I am not sure who I am these days or what my job is, not sure what nationality I represent or where my home is. But every small bit of progress I make – in learning German, in knowing my way around Salzburg, in writing something new – makes me feel more grounded in where I am now and gives me more hope that I will be able to manage where I will be tomorrow.

Tuesday, November 9, 2010

The Queen of Katzenstrasse

Saturday night, three families from Katzenstrasse gathered in a kitchen for a evening of warm friendship. Our neighbours across the road, Sigrid and Gerard, who with their eight-year-old daughter had recently returned from a week in Barcelona, cooked a pan of paella and made sangria. Hannes and Edith, their neighbours next door were there, and Himself and I were made to feel very welcome.

With Tom Waits and Bob Dylan playing in the background, conversation around the candlelit table flowed with the wine until late in the evening. In German and in English, as well as my own stammering ‘Germlish’, talk ranged from the merits of analog over digital recordings, the romance of tube-powered electronic amplifiers, Barcelona hotels and cafes, American policy toward Cuba, the Tea Party movement, theatre, pregnancy and birth – I now know the German for a Caesarean Section is Kaiserschnitten – emigration and immigration, languages, lineage and ancestry.

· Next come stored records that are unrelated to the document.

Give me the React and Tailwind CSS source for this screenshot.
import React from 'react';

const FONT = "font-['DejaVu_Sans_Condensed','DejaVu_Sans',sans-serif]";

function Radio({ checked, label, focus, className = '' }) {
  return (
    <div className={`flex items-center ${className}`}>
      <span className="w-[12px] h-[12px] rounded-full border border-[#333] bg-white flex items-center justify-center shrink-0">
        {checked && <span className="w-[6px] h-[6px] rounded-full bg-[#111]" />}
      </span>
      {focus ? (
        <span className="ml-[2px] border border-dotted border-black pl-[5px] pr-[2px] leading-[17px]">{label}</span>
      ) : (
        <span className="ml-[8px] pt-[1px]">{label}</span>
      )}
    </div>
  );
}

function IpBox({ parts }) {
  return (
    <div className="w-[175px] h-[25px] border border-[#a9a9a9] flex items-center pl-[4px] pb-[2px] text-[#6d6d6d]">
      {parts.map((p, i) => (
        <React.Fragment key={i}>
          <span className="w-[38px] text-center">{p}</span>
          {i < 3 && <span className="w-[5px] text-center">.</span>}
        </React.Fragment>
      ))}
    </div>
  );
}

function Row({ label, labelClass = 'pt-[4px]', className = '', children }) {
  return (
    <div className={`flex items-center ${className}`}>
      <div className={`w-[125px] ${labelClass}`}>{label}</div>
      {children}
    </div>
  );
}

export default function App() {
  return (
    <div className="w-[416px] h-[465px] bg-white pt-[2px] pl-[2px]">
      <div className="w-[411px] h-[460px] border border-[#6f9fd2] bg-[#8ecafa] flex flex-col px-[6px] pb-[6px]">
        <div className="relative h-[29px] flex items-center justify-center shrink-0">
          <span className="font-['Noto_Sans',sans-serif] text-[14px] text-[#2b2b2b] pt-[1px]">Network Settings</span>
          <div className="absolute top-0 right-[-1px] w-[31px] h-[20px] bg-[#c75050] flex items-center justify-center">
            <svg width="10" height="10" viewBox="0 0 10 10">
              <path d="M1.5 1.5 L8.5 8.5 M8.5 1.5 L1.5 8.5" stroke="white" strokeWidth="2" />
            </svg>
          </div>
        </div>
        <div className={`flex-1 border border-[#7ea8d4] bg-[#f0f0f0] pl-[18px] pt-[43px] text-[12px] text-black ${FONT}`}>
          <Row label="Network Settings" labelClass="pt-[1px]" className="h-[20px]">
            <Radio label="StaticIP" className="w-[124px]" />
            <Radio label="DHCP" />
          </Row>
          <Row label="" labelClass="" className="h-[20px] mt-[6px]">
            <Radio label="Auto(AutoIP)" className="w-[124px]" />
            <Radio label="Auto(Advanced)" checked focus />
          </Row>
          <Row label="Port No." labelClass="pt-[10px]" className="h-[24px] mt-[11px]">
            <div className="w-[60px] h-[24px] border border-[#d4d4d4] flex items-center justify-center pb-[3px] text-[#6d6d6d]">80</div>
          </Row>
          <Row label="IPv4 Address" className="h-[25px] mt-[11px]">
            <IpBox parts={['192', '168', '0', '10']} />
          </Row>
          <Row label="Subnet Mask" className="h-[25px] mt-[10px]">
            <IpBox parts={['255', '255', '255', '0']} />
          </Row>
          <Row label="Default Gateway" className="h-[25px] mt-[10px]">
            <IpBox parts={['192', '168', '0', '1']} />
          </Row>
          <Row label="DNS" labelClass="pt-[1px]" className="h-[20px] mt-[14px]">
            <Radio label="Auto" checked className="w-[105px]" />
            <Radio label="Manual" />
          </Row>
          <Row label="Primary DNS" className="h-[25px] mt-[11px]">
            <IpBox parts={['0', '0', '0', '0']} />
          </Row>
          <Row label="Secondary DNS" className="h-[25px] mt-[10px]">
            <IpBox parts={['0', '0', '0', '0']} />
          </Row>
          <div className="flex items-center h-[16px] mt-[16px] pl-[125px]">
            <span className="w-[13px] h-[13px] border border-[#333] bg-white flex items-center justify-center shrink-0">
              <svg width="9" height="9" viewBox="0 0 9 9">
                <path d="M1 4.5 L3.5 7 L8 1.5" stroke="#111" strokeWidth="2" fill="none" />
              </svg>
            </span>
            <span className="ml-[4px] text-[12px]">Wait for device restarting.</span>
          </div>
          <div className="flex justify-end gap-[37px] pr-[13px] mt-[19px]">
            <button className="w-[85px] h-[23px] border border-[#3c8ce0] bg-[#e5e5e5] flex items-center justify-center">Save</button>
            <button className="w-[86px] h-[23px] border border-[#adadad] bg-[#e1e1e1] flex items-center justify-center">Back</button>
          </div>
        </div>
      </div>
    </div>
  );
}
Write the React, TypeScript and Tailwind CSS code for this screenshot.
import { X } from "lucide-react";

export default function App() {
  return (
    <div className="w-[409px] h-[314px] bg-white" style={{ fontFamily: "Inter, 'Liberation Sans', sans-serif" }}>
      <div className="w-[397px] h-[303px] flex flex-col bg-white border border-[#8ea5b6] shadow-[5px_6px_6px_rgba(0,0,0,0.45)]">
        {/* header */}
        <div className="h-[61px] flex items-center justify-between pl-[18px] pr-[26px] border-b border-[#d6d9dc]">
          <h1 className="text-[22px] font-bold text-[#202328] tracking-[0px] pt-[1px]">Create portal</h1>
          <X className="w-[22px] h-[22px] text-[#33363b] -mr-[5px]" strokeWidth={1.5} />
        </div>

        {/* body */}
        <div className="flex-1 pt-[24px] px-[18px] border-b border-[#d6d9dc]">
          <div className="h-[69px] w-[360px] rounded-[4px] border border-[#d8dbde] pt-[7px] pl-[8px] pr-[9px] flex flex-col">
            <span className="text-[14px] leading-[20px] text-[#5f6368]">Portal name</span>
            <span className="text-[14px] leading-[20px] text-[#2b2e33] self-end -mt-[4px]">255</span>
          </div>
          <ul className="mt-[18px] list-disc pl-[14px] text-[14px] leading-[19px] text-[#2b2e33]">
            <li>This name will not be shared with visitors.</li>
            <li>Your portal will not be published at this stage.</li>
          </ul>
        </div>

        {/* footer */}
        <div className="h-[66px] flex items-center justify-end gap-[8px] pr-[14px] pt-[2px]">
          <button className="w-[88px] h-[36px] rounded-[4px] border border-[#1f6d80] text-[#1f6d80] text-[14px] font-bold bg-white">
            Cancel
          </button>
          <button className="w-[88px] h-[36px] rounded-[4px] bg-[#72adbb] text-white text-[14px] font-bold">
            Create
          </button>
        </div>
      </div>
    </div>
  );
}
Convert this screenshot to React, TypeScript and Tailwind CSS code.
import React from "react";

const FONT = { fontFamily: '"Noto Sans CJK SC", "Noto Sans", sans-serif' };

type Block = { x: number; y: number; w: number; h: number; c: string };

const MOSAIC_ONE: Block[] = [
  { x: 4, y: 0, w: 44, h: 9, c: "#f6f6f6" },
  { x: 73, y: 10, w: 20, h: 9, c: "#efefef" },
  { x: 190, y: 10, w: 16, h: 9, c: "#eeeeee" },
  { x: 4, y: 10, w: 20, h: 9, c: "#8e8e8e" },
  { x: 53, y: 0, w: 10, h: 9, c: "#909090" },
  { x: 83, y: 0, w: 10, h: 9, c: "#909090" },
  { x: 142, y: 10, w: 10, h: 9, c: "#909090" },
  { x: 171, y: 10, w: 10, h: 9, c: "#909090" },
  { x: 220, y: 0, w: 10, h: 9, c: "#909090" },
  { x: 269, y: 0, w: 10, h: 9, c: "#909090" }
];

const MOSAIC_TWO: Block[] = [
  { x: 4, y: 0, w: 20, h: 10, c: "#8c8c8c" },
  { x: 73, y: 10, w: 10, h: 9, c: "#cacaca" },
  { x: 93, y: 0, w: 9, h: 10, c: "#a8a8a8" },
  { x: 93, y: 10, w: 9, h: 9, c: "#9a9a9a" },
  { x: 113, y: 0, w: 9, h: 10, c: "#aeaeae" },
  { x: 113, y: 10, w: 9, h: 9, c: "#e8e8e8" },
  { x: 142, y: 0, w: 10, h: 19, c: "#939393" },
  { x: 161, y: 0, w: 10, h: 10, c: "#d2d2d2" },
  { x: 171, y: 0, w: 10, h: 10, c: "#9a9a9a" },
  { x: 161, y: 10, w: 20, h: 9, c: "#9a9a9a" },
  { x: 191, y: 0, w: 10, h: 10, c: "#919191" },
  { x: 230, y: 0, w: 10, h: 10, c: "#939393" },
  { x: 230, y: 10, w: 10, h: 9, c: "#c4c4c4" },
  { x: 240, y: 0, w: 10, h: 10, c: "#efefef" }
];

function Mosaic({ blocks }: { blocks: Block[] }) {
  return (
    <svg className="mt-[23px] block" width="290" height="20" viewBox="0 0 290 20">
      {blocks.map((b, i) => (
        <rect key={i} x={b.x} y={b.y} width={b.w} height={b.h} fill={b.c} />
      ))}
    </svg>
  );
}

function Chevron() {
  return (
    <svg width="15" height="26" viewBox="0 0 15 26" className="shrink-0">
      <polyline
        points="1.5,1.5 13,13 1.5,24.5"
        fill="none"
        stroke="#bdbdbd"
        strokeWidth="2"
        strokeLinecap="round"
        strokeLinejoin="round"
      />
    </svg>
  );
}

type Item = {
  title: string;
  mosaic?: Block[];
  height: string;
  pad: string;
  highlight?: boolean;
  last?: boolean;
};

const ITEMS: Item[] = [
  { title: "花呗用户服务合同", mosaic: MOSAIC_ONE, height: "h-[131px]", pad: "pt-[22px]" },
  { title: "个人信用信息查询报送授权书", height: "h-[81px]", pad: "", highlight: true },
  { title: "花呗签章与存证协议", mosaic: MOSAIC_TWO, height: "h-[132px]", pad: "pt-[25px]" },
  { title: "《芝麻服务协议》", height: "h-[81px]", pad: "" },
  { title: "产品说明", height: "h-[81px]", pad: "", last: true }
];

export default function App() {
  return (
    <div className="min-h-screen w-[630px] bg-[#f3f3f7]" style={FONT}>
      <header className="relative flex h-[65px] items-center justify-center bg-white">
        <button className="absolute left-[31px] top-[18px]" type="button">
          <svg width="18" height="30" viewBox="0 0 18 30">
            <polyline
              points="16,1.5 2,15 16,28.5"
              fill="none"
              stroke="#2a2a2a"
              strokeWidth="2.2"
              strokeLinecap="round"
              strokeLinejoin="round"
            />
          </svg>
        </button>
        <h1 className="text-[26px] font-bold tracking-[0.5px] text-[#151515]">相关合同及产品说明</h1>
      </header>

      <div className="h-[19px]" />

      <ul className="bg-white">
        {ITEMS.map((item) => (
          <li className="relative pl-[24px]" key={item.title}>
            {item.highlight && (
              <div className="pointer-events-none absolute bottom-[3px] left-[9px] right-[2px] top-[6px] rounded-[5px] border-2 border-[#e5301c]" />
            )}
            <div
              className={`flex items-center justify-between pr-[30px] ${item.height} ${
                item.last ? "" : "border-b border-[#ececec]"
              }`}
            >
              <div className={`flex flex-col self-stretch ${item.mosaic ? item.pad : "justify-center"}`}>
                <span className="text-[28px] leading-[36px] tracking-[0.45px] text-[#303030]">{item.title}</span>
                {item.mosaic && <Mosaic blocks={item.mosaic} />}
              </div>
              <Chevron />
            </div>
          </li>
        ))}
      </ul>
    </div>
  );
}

Sigrid and Gerard, Edith and Hannes, were very kind to move so freely between German and English, switching fluently and frequently between the two, so Himself and I could join the conversation. Himself is better at German than me. I recognise some percentage of words in any sentence, but their sense lies just beyond my grasp, tantalising and mocking me. I can tell by the context what's being discussed, but sentence by sentence, I don't understand it.

The German speakers, on the other hand, were interested in the differences between American, Irish and British English. We discussed words that have different meaning in each culture. ‘Bold’, for instance, generally means courageous or audacious in American English. In Ireland, however, a ‘bold’ child is one who ignores or challenges adult authority. Or one might be ‘as bold as a dog’ and behave contrary to community standards. These usages clearly share a common source, but the nuances of their meaning have shifted.

We talked about cats, too. For cats were among the assembled. Jimmy, the ancient cat of Sigrid and Gerard, came in the sliding door, wandered toward his dish, and ate briefly. Then he stood at the door to be let out again and, not long after, stood looking in the glass door to be let back in. Jimmy, at 95 in human terms, limps with arthritis now; he sometimes stands stock still for minutes on end, as if wondering why it is he has come into the room, what it is that has now slipped his mind.

Hannes’ and Edith’s Mona, the queen of Katzenstrasse, was there too, threading her way between our feet and majestically inspecting the room. An established member of the household next door, Mona is famous for making herself at home in Gerard’s and Sigrid’s house as well as in ours. Nearly daily we have found her on our step, pressing herself against the door frame as we fumble with the key. We are used to her presence most mornings at the bedroom window as she waits on the deck over the garage, ready to curl up on the bed at our feet. That very afternoon we had returned from the grocery market to find her on the doorstep. We unlocked the outer door and then, seeing Sigrid in the street, stopped to visit with her.

‘Die Katze wartet,’ she said, greeting us.

Indeed, the cat did wait. When we climbed the stairs with our groceries after chatting briefly, we found Mona, regal and serene, reposing on the chair outside our flat door. She came in with us and settled on the cushioned breakfast bench. She was still there, three hours later, and we had to carry her downstairs to put her out when we left the house to join the dinner party.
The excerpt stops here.